Material for this task>
· · ·
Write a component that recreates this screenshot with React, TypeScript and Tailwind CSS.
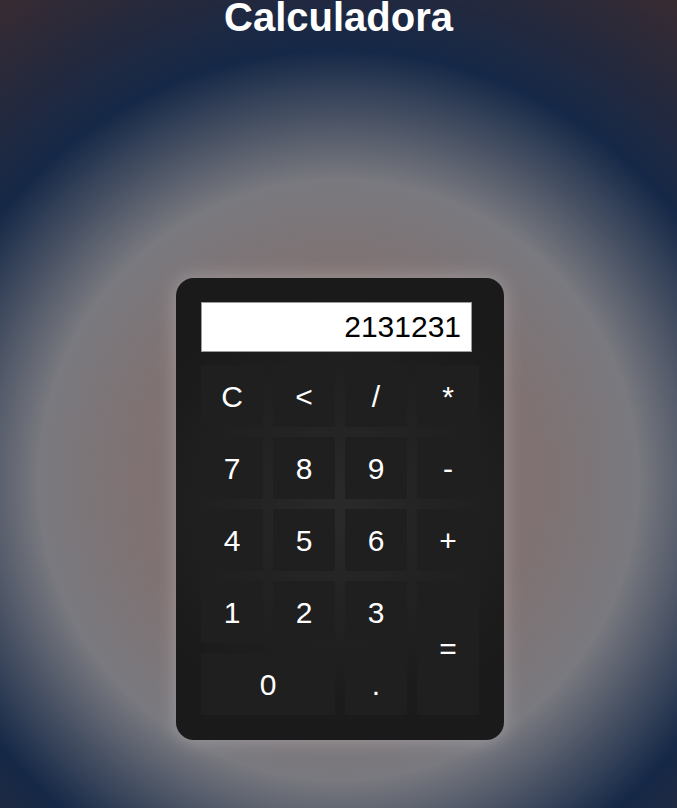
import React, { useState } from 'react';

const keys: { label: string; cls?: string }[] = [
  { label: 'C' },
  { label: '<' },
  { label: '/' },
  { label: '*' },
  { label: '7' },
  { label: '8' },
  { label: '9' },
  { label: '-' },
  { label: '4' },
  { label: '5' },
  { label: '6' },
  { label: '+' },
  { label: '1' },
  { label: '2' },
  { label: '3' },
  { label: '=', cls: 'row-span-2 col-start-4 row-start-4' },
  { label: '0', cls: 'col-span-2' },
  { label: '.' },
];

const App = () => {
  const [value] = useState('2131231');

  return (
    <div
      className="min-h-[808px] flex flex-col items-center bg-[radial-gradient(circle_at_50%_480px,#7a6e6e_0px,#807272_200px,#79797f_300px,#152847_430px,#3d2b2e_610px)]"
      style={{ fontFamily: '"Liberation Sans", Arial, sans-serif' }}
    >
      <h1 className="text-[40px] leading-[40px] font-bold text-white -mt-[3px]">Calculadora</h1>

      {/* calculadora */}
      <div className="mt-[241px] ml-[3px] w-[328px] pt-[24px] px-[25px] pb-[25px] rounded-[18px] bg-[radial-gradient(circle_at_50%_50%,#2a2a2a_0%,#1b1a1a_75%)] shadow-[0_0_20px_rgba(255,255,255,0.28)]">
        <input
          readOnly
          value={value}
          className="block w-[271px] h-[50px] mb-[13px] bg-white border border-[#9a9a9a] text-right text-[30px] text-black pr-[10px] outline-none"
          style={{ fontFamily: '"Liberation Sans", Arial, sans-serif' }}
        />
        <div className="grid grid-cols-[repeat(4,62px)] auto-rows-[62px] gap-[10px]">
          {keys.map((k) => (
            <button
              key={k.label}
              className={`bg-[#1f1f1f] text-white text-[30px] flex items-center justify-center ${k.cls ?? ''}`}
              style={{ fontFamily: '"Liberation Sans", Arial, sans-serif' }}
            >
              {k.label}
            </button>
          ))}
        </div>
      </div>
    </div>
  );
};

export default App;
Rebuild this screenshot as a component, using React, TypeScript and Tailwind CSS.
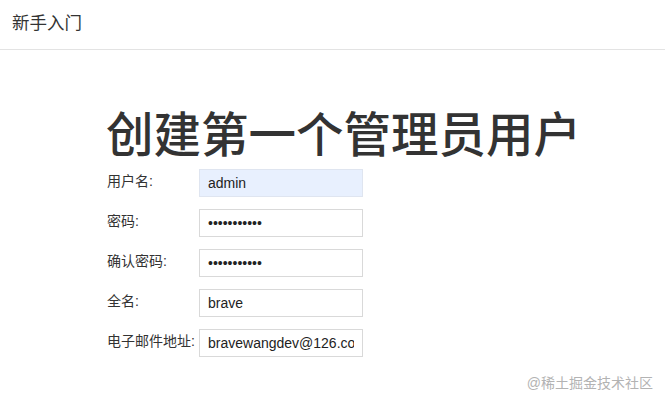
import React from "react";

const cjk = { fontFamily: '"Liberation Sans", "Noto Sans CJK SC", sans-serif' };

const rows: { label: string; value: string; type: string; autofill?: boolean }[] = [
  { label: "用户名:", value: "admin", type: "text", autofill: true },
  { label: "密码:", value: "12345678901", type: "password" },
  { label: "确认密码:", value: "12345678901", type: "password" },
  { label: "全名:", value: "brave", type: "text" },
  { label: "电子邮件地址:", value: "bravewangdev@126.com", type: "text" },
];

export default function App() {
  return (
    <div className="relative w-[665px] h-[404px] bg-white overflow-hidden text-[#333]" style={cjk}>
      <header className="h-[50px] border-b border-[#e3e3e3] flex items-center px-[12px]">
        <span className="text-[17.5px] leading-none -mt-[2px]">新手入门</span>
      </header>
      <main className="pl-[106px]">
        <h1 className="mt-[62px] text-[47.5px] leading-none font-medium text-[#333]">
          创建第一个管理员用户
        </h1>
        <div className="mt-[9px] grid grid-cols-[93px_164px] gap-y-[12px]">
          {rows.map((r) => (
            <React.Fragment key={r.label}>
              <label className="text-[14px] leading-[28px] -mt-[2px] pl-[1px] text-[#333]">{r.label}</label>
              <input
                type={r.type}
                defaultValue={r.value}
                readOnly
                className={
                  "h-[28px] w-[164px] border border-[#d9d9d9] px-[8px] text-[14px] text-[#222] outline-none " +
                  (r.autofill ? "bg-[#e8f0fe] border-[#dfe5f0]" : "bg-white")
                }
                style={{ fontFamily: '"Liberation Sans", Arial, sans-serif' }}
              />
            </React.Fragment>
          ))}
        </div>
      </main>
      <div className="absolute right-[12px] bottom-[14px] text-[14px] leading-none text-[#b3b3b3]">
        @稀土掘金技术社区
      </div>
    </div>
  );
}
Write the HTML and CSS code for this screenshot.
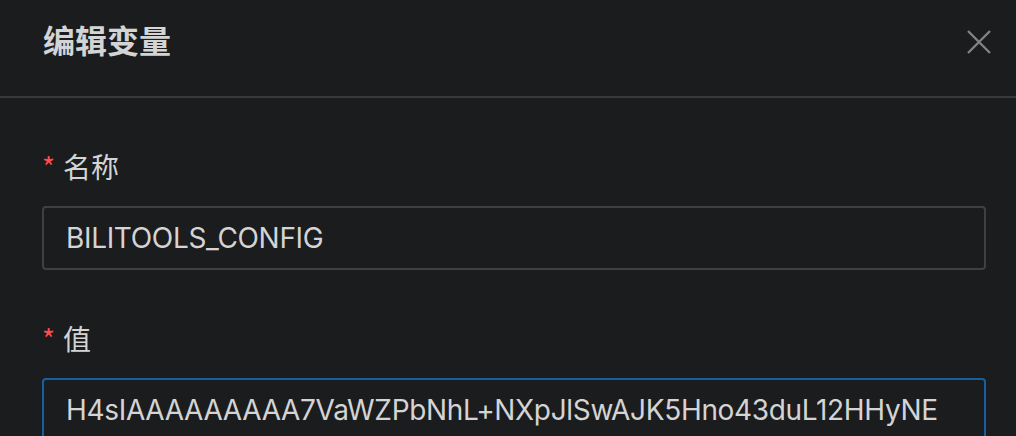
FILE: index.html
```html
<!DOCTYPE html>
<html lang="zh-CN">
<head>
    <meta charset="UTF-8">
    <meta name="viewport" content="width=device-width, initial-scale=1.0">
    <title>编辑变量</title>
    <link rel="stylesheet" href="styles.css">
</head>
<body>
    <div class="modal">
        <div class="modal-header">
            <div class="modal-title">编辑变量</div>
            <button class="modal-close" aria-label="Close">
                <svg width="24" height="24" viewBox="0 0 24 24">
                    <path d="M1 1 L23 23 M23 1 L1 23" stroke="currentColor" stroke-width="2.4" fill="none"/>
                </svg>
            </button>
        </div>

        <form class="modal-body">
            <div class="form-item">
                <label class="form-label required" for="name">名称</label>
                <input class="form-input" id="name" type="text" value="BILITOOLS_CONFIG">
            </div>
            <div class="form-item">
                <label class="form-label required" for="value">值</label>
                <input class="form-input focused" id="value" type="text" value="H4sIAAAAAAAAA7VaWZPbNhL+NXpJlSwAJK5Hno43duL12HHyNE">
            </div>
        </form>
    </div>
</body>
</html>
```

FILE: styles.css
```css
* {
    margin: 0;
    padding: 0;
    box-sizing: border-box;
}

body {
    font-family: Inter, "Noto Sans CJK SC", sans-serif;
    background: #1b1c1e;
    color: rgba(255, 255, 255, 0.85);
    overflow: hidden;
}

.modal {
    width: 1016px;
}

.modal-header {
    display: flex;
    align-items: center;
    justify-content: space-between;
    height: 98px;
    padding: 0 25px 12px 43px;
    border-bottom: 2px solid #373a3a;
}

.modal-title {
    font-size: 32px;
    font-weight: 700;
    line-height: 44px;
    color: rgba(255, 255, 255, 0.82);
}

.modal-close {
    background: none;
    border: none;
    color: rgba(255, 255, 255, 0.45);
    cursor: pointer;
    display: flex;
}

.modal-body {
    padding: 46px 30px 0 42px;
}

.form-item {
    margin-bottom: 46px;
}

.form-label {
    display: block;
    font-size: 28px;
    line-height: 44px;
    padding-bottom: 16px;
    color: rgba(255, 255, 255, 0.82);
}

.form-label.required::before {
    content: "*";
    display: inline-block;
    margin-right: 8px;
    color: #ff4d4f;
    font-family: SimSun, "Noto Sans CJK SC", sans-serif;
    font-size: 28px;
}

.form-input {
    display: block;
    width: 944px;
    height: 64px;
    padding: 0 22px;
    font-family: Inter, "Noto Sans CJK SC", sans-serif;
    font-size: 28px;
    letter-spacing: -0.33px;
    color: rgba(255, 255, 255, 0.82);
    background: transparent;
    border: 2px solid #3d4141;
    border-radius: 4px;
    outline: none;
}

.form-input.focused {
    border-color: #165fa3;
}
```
· · ·
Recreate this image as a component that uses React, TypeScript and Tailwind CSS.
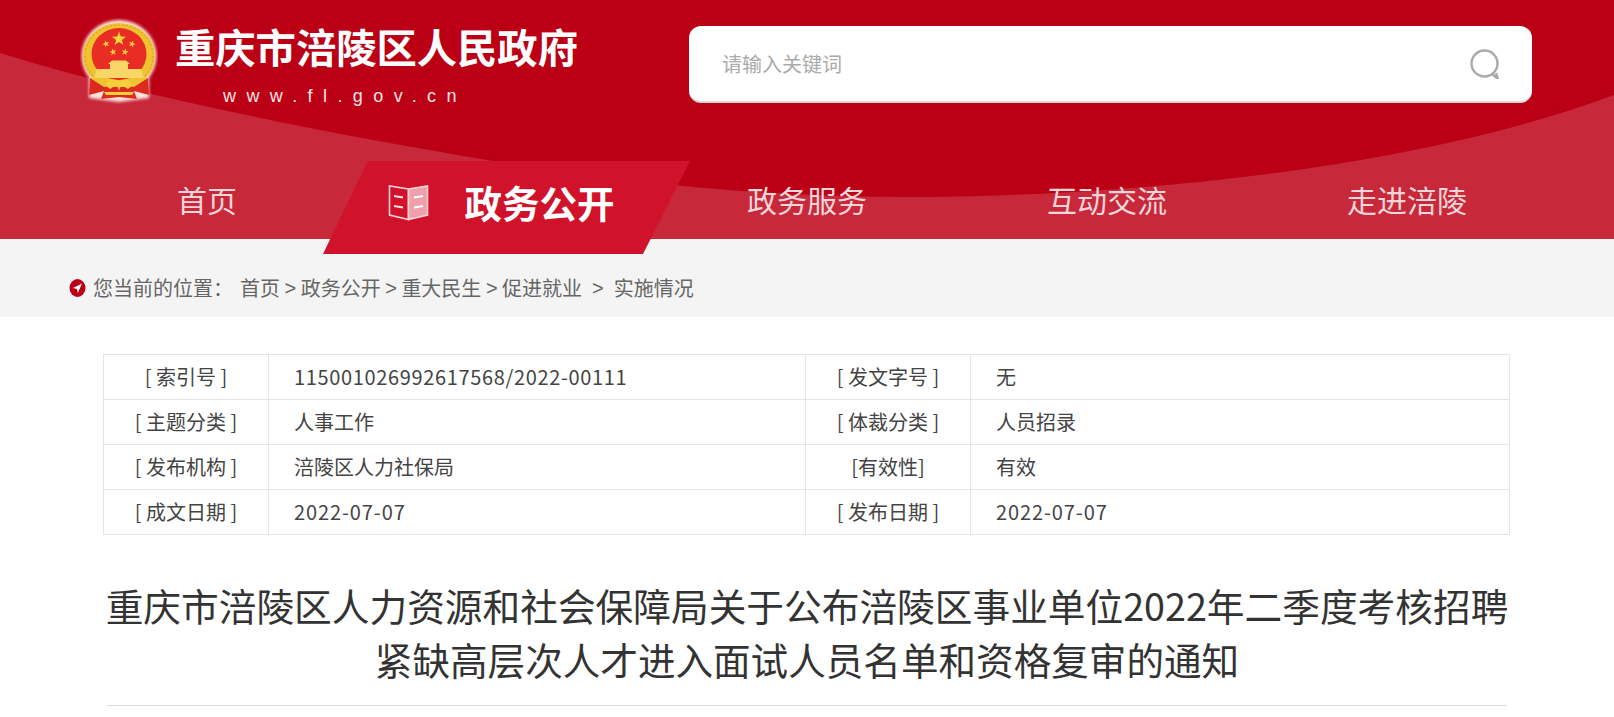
· · ·
Given request>
Write out, exactly and with nothing added, everything from the line with "Write a component" down to the line with "leading-[40px] font-bold text-white", both included. Drop any pictures.

Solution for this task>
Write a component that recreates this screenshot with React, TypeScript and Tailwind CSS.
import React, { useState } from 'react';

const keys: { label: string; cls?: string }[] = [
  { label: 'C' },
  { label: '<' },
  { label: '/' },
  { label: '*' },
  { label: '7' },
  { label: '8' },
  { label: '9' },
  { label: '-' },
  { label: '4' },
  { label: '5' },
  { label: '6' },
  { label: '+' },
  { label: '1' },
  { label: '2' },
  { label: '3' },
  { label: '=', cls: 'row-span-2 col-start-4 row-start-4' },
  { label: '0', cls: 'col-span-2' },
  { label: '.' },
];

const App = () => {
  const [value] = useState('2131231');

  return (
    <div
      className="min-h-[808px] flex flex-col items-center bg-[radial-gradient(circle_at_50%_480px,#7a6e6e_0px,#807272_200px,#79797f_300px,#152847_430px,#3d2b2e_610px)]"
      style={{ fontFamily: '"Liberation Sans", Arial, sans-serif' }}
    >
      <h1 className="text-[40px] leading-[40px] font-bold text-white -mt-[3px]">Calculadora</h1>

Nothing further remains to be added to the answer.